Hens and Chicks are planted alongside the stepping stones.  Eventually they will spread and bring in some much needed green.  To the left are planting spaces awaiting herbs, which we hope will be brought as shower gifts. 
The soil is inhospitable to all but the most hardy wildflowers, so will be amended with compost to keep the clay from choking baby roots.  Lavenders will provide year-round interest.  The purple mums are place holders for Jupiter's Beard (Centranthus) which are still rooting in the flat to the right.  Several pots of flowers add temporary color until the new plantings get established.  The tree is an existing desert willow which we trimmed quite a lot because it was blocking the views.

Borrowed pots of flowers will be replaced after the wedding shower with rose bushes and Thymus "Pink Chintz" as a ground cover.  Ralph will choose the roses since that is his area of expertise. 

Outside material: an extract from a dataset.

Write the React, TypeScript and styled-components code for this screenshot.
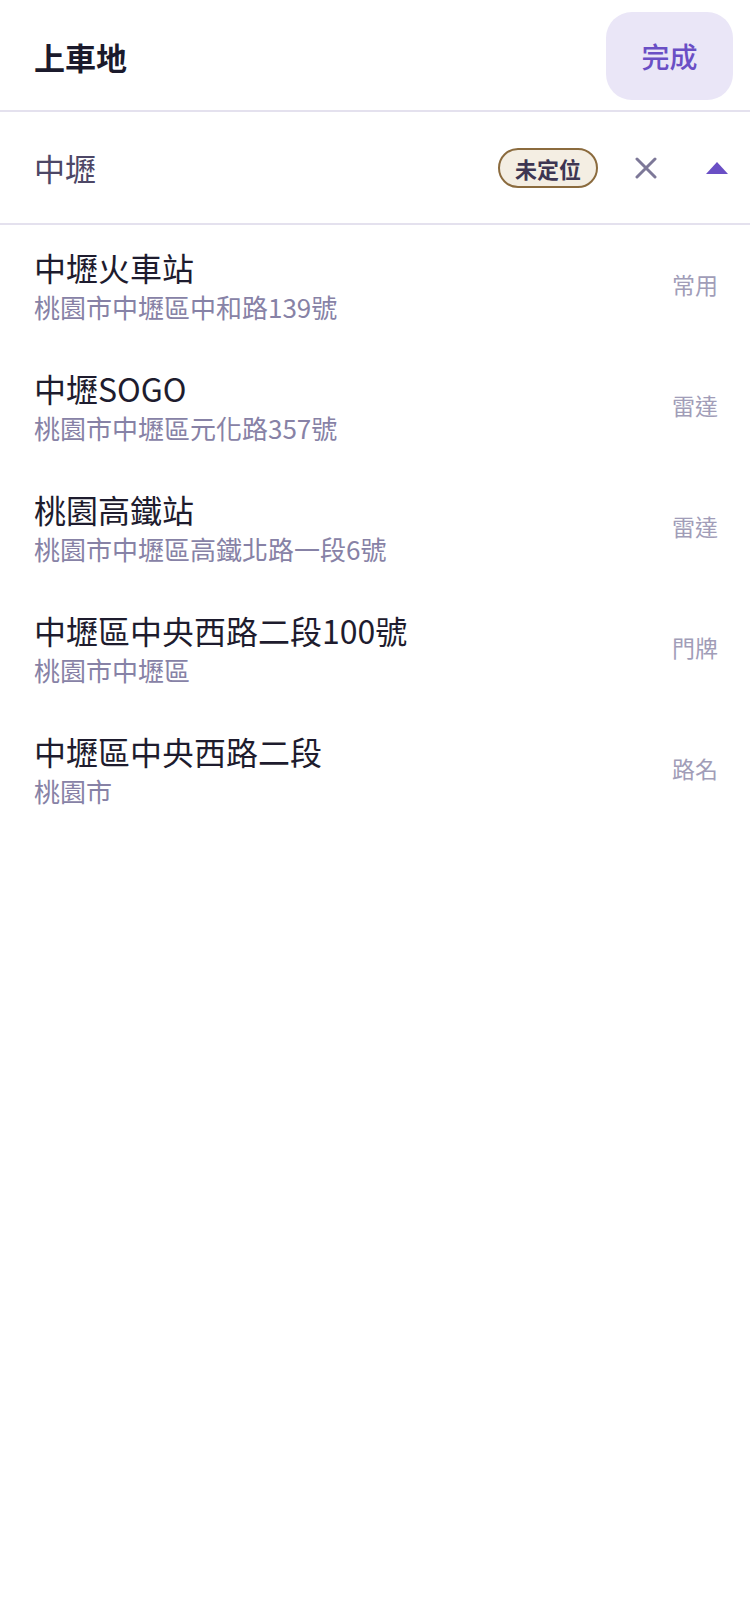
import styled, { createGlobalStyle } from 'styled-components';

type Place = {
  name: string;
  address: string;
  source: string;
};

const places: Place[] = [
  { name: '中壢火車站', address: '桃園市中壢區中和路139號', source: '常用' },
  { name: '中壢SOGO', address: '桃園市中壢區元化路357號', source: '雷達' },
  { name: '桃園高鐵站', address: '桃園市中壢區高鐵北路一段6號', source: '雷達' },
  { name: '中壢區中央西路二段100號', address: '桃園市中壢區', source: '門牌' },
  { name: '中壢區中央西路二段', address: '桃園市', source: '路名' },
];

export default function App() {
  return (
    <>
      <GlobalStyle />
      <Page>
        <Header>
          <Title>上車地</Title>
          <DoneButton>完成</DoneButton>
        </Header>

        <SearchRow>
          <Query>中壢</Query>
          <Status>未定位</Status>
          <IconButton aria-label="clear">
            <svg width="22" height="22" viewBox="0 0 22 22">
              <path d="M2 2 L20 20 M20 2 L2 20" stroke="#7d7898" strokeWidth="3" strokeLinecap="round" />
            </svg>
          </IconButton>
          <IconButton aria-label="collapse">
            <svg width="22" height="12" viewBox="0 0 22 12">
              <polygon points="11,0 22,12 0,12" fill="#6a4fc5" />
            </svg>
          </IconButton>
        </SearchRow>

        <List>
          {places.map((p) => (
            <Row key={p.name}>
              <Texts>
                <Name>{p.name}</Name>
                <Address>{p.address}</Address>
              </Texts>
              <Source>{p.source}</Source>
            </Row>
          ))}
        </List>
      </Page>
    </>
  );
}

const GlobalStyle = createGlobalStyle`
  html, body {
    margin: 0;
    padding: 0;
    background: #ffffff;
  }
  body {
    font-family: "Noto Sans CJK TC", "Noto Sans", sans-serif;
  }
`;

const Page = styled.div`
  width: 750px;
  min-height: 1624px;
  background: #fff;
`;

const Header = styled.div`
  display: flex;
  align-items: center;
  justify-content: space-between;
  padding: 12px 17px 10px 34px;
  border-bottom: 2px solid #e4e1ee;
`;

const Title = styled.div`
  font-size: 31px;
  font-weight: 700;
  color: #1b1a2c;
`;

const DoneButton = styled.button`
  width: 127px;
  height: 88px;
  border: none;
  border-radius: 26px;
  background: #eae6f7;
  color: #6a4fc5;
  font-family: inherit;
  font-size: 28px;
  font-weight: 500;
  cursor: pointer;
`;

const SearchRow = styled.div`
  display: flex;
  align-items: center;
  height: 111px;
  padding: 0 22px 0 34px;
  border-bottom: 2px solid #e4e1ee;
`;

const Query = styled.div`
  flex: 1;
  font-size: 31px;
  color: #4d4766;
`;

const Status = styled.div`
  display: flex;
  align-items: center;
  justify-content: center;
  box-sizing: border-box;
  width: 100px;
  height: 40px;
  border: 2px solid #8b6b3e;
  border-radius: 20px;
  background: #f4eee3;
  color: #3d3552;
  font-size: 22px;
  font-weight: 700;
`;

const IconButton = styled.div`
  display: flex;
  align-items: center;
  justify-content: center;
  margin-left: 37px;
  &:last-child {
    margin-left: 49px;
  }
`;

const List = styled.div`
  display: flex;
  flex-direction: column;
`;

const Row = styled.div`
  display: flex;
  align-items: center;
  padding: 22px 32px 19px 34px;
`;

const Texts = styled.div`
  flex: 1;
  display: flex;
  flex-direction: column;
`;

const Name = styled.div`
  font-size: 32px;
  line-height: 40px;
  color: #1e1c2e;
`;

const Address = styled.div`
  font-size: 26px;
  line-height: 40px;
  color: #8782a6;
`;

const Source = styled.div`
  font-size: 23px;
  color: #a19db8;
  margin-bottom: 6px;
`;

Here you can see the sculpture that we think we might move when we can figure out how to do so without breaking it.  Behind the scupture is a Spanish broom which blooms bright yellow in the spring and has a heavenly scent.  Doesn't look as though this one has bloomed in several years. With a little water and a touch of fertilizer, the bees will be in heaven next spring.  To the left of the blue pot of geraniums is an Autumn Sage which should look like this... 

Autumn Sage

And several Russian Sages which look like this when they get a tiny bit of water.
Succulents will be used as centerpieces on the tables for the party and then planted here and there.

This arched gate is just crying out for a climbing rose, don't you think?